Even our fresh eyes—new responders who joined the incident mid-investigation—tended to avoid reopening threads that were already considered closed. More than once, a new responder asked if we’d considered any changes that shipped out at the start of the incident that could cause this, but hearing that it was “just a logging change,” they also moved on to other avenues of investigation.
We all collectively overlooked the fact that complicated systems don’t always fail in complicated ways. Having exhausted most of our culturally familiar failure modes for the job runner, we weren’t looking for the simplest solution; we assumed that a piece of our infrastructure as old as the job runner must have started exhibiting a novel and unknown problem.
Doing our incident response in full view of the entire engineering team was critical here, since it enabled us to attract the attention of people who were familiar with this obscure type of failure—but this also further highlighted the trap we’d fallen into.
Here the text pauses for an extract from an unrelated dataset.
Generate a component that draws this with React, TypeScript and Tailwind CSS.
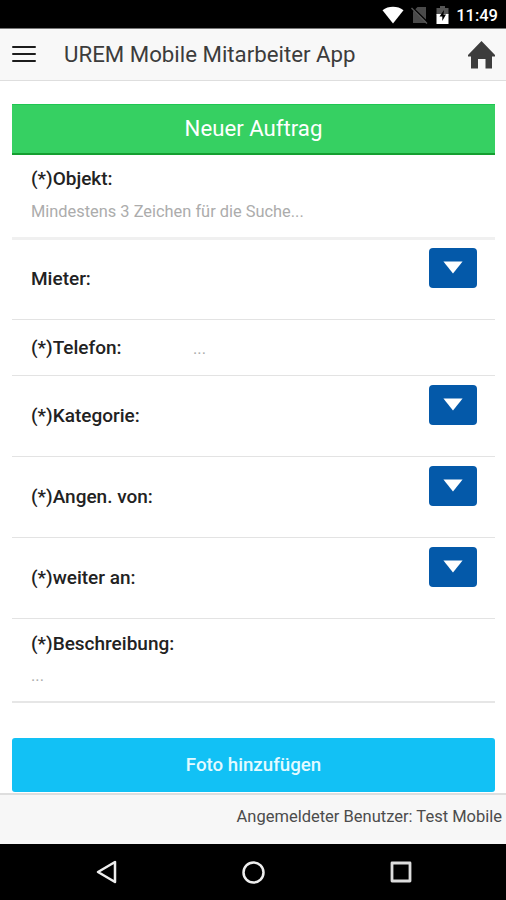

With the benefit of hindsight, the responders could have started their investigation from first principles, or tried reverting the logging change as the initial and simplest explanation. Instead, we needed to be bailed out by folks who happened to have seen this exact kind of failure in the past—which is not a resolution that an organization can count on all the time.
This was an incredibly valuable reminder for us: the weight of history and culture within a software organization is a powerful force for priming individuals to think in particular ways and can result in difficulty adapting to novel problems. Approaching incidents like this from first principles and starting with the simplest explanations—no matter how likely they seem—can help us overcome these kinds of mental traps and make our response to incidents much more flexible and resilient.